Given data:

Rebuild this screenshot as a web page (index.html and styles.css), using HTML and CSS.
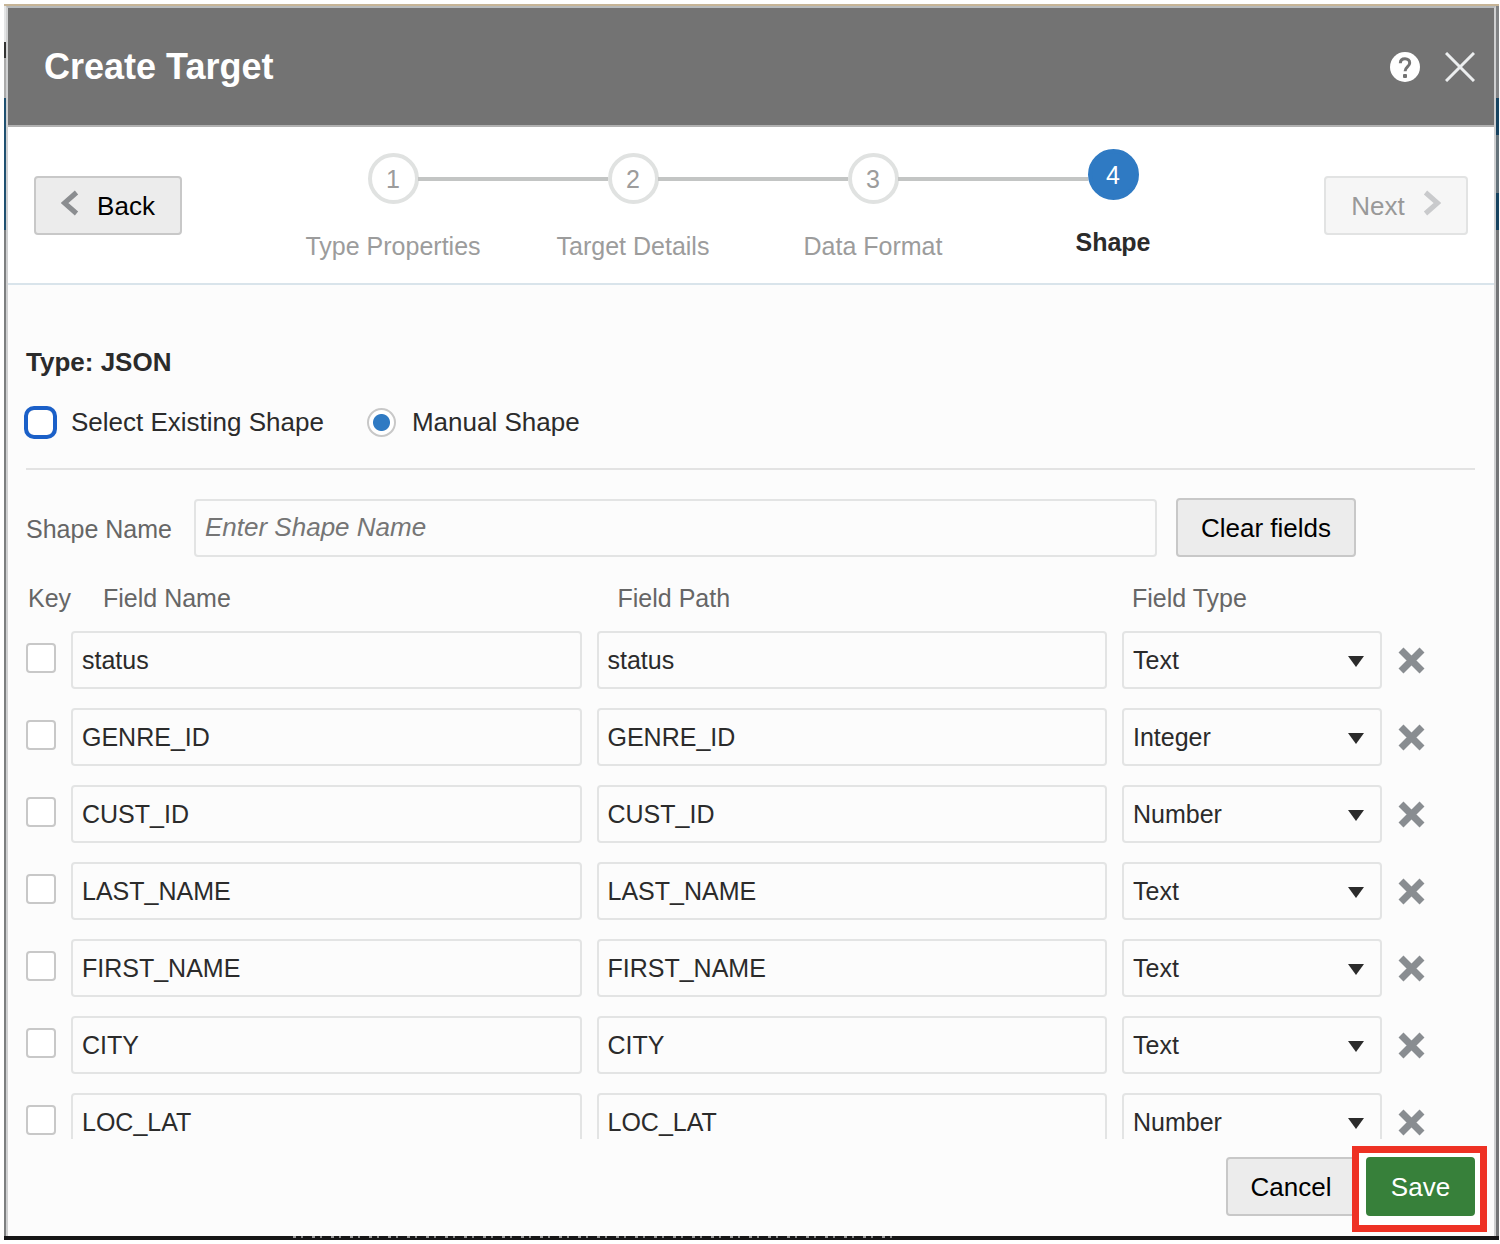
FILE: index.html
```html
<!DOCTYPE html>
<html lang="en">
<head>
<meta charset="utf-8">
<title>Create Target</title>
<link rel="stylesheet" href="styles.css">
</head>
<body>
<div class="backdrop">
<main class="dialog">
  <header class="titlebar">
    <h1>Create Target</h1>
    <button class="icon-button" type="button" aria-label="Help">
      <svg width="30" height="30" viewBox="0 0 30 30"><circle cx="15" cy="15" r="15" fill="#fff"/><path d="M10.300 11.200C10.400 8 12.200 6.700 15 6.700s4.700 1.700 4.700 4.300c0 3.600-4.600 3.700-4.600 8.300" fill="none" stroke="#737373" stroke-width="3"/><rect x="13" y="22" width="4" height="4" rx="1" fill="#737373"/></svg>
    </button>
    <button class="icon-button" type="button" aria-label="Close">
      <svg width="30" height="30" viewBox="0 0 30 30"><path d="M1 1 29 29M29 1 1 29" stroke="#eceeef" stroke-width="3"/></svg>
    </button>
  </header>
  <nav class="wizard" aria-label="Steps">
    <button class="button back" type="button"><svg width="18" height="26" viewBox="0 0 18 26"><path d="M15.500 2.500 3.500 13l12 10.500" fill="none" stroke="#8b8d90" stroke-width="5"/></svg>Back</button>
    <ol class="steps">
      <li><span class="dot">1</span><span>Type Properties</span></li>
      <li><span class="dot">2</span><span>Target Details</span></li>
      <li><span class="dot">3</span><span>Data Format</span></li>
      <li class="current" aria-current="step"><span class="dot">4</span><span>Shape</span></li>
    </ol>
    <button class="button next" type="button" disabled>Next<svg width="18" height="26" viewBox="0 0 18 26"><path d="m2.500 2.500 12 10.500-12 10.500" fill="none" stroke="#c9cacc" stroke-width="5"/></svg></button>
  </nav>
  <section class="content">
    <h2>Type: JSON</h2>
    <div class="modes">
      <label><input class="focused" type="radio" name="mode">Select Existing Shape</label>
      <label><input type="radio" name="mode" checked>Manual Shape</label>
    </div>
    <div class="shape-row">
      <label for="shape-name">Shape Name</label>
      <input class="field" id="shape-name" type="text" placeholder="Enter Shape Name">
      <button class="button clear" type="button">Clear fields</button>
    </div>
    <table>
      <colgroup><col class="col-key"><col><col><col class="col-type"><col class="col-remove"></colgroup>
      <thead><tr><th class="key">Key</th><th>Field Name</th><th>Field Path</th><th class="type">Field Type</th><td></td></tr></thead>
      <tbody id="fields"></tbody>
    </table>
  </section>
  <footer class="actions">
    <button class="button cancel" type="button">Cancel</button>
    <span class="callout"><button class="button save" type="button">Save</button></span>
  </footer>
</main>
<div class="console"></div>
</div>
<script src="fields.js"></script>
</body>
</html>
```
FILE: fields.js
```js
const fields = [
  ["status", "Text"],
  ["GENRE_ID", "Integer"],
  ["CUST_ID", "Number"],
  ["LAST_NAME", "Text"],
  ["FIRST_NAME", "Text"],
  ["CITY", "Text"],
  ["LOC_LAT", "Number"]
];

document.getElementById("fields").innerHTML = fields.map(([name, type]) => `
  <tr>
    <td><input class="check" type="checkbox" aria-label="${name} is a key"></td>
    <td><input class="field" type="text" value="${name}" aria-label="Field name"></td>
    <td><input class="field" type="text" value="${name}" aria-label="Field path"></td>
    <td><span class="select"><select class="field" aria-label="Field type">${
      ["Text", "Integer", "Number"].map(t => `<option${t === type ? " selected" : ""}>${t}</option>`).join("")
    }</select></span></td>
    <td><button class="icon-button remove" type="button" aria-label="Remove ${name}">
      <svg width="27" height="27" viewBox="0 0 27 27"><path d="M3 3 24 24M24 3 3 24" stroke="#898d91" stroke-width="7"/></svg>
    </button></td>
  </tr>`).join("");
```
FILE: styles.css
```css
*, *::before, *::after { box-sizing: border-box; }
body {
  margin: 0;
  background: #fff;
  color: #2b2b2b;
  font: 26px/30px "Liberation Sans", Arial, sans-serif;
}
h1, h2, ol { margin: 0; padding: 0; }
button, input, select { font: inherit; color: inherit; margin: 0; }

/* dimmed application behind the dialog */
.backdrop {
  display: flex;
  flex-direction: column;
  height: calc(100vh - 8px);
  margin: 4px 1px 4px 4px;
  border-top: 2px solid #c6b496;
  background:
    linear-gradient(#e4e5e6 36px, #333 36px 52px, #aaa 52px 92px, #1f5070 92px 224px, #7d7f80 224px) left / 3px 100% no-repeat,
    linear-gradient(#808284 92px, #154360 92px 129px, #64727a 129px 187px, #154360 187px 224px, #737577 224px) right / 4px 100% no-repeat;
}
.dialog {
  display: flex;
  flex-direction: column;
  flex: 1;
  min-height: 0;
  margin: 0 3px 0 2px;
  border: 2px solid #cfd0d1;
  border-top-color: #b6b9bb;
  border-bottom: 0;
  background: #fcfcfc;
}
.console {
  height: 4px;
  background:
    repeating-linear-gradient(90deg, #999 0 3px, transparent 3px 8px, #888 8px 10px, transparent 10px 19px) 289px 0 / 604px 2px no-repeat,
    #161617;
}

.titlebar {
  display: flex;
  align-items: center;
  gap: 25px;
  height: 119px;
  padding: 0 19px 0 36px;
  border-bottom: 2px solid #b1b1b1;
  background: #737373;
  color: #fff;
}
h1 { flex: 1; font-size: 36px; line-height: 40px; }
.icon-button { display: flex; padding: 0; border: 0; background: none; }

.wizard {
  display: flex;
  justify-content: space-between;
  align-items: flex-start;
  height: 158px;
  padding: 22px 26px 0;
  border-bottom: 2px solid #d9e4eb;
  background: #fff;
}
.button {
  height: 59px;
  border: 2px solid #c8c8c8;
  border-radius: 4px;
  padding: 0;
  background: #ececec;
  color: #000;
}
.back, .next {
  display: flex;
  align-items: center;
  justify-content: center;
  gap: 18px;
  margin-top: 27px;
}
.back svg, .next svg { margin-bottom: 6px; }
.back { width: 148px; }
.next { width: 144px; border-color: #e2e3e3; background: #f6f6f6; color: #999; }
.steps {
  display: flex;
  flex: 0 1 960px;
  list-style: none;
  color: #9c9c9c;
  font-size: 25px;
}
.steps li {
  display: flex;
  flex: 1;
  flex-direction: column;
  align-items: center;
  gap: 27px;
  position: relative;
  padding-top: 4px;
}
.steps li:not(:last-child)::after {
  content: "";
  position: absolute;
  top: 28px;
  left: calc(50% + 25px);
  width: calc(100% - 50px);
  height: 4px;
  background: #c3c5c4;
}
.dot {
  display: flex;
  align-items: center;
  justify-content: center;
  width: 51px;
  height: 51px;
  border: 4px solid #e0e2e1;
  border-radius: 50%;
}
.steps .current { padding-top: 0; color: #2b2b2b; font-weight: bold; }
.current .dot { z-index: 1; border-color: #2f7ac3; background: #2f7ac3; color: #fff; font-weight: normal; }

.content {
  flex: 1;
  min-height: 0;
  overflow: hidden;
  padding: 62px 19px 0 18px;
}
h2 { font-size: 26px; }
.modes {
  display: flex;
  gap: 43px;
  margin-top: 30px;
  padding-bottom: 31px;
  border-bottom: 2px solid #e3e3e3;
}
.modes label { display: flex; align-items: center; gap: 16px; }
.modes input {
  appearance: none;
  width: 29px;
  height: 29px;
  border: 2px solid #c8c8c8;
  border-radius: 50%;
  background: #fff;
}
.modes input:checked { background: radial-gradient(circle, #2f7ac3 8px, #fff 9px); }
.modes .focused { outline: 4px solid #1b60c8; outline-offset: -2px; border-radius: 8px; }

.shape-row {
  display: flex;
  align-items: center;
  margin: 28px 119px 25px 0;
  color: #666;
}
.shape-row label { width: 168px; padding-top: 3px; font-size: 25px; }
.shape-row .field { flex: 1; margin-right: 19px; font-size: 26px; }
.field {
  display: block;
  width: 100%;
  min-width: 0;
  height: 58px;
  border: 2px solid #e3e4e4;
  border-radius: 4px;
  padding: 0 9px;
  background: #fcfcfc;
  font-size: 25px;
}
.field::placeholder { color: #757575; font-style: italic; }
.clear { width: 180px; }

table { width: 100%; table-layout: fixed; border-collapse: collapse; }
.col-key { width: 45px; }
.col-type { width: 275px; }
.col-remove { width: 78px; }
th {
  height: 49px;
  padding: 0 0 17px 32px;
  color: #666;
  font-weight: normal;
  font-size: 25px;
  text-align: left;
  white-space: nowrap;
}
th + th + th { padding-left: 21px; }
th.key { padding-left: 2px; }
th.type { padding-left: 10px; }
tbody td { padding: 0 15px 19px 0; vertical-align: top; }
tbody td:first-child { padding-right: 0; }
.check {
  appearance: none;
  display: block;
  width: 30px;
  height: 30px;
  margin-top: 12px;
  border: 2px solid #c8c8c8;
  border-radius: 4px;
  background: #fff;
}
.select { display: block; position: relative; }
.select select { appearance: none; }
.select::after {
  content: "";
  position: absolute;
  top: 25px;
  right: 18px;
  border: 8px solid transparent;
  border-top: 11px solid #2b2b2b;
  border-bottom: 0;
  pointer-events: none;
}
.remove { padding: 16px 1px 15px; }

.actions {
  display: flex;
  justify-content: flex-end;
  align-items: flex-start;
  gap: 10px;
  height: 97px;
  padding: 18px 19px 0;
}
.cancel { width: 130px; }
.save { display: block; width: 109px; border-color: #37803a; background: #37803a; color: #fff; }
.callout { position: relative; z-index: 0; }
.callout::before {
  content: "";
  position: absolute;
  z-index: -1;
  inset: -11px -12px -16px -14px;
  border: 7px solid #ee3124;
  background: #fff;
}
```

Work instructions: Go through the material above and copy each line that has the word "styles".

Right answer:
Rebuild this screenshot as a web page (index.html and styles.css), using HTML and CSS.
<link rel="stylesheet" href="styles.css">
FILE: styles.css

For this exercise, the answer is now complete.